WHAT THE EXERCISE ASKS: Count every line in the data below where "this" occurs, then state that number and nothing more.

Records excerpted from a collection
===

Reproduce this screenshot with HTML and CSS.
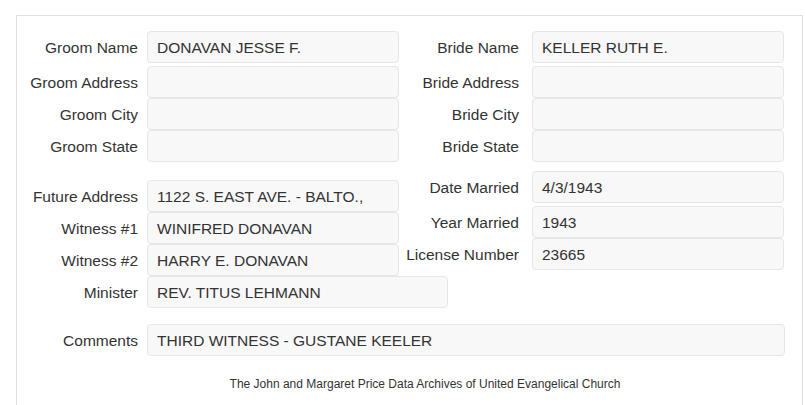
FILE: index.html
```html
<!DOCTYPE html>
<html lang="en">
<head>
    <meta charset="UTF-8">
    <meta name="viewport" content="width=device-width, initial-scale=1.0">
    <title>Marriage Record</title>
    <link rel="stylesheet" href="styles.css">
</head>
<body>
    <div class="panel">
        <div class="section">
            <div class="col col-left">
                <div class="row lead"><label>Groom Name</label><div class="field">DONAVAN JESSE F.</div></div>
                <div class="row"><label>Groom Address</label><div class="field"></div></div>
                <div class="row"><label>Groom City</label><div class="field"></div></div>
                <div class="row"><label>Groom State</label><div class="field"></div></div>
            </div>
            <div class="col col-right">
                <div class="row lead"><label>Bride Name</label><div class="field">KELLER RUTH E.</div></div>
                <div class="row"><label>Bride Address</label><div class="field"></div></div>
                <div class="row"><label>Bride City</label><div class="field"></div></div>
                <div class="row"><label>Bride State</label><div class="field"></div></div>
            </div>
        </div>

        <div class="section second">
            <div class="col col-left shifted">
                <div class="row"><label>Future Address</label><div class="field">1122 S. EAST AVE. - BALTO.,</div></div>
                <div class="row"><label>Witness #1</label><div class="field">WINIFRED DONAVAN</div></div>
                <div class="row"><label>Witness #2</label><div class="field">HARRY E. DONAVAN</div></div>
                <div class="row"><label>Minister</label><div class="field wide">REV. TITUS LEHMANN</div></div>
            </div>
            <div class="col col-right">
                <div class="row lead"><label>Date Married</label><div class="field">4/3/1943</div></div>
                <div class="row"><label>Year Married</label><div class="field">1943</div></div>
                <div class="row"><label>License Number</label><div class="field">23665</div></div>
            </div>
        </div>

        <div class="row comments"><label>Comments</label><div class="field full">THIRD WITNESS - GUSTANE KEELER</div></div>

        <p class="footer">The John and Margaret Price Data Archives of United Evangelical Church</p>
    </div>
</body>
</html>
```

FILE: styles.css
```css
body {
    font-family: "Liberation Sans", Arial, sans-serif;
    font-size: 15.5px;
    color: #333;
    background-color: #fff;
    margin: 0;
    padding: 0;
}
.panel {
    margin: 15px 2px 0 16px;
    border: 1px solid #e0e0e0;
    border-bottom: none;
    padding-top: 15px;
    min-height: 374px;
}
.section {
    display: flex;
    align-items: flex-start;
}
.section.second {
    margin-top: 9px;
}
.col {
    display: flex;
    flex-direction: column;
}
.col-left {
    width: 382px;
}
.col-right {
    width: 385px;
}
.col.shifted {
    margin-top: 9px;
}
.row {
    display: flex;
    align-items: center;
}
.row.lead {
    margin-bottom: 3px;
}
.row label {
    flex-shrink: 0;
    text-align: right;
    white-space: nowrap;
    padding-top: 1px;
}
.col-left label,
.comments label {
    width: 121px;
    padding-right: 9px;
}
.col-right label {
    width: 120px;
    padding-right: 13px;
}
.field {
    flex-shrink: 0;
    box-sizing: border-box;
    width: 252px;
    height: 32px;
    line-height: 31px;
    padding: 0 9px;
    background-color: #f8f8f8;
    border: 1px solid #e6e6e6;
    border-radius: 4px;
    white-space: nowrap;
    overflow: hidden;
}
.field.wide {
    width: 301px;
}
.field.full {
    width: 638px;
}
.comments {
    margin-top: 16px;
}
.footer {
    margin: 18px 0 0;
    padding-left: 31px;
    font-size: 12px;
    line-height: 20px;
    text-align: center;
}
```
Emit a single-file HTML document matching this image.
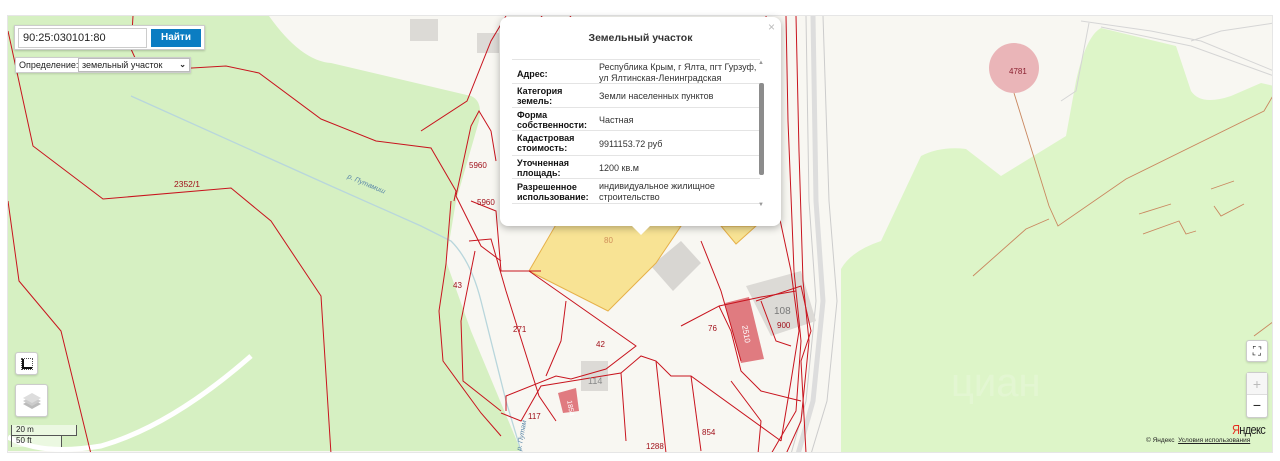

===

CORRECT OUTPUT: 2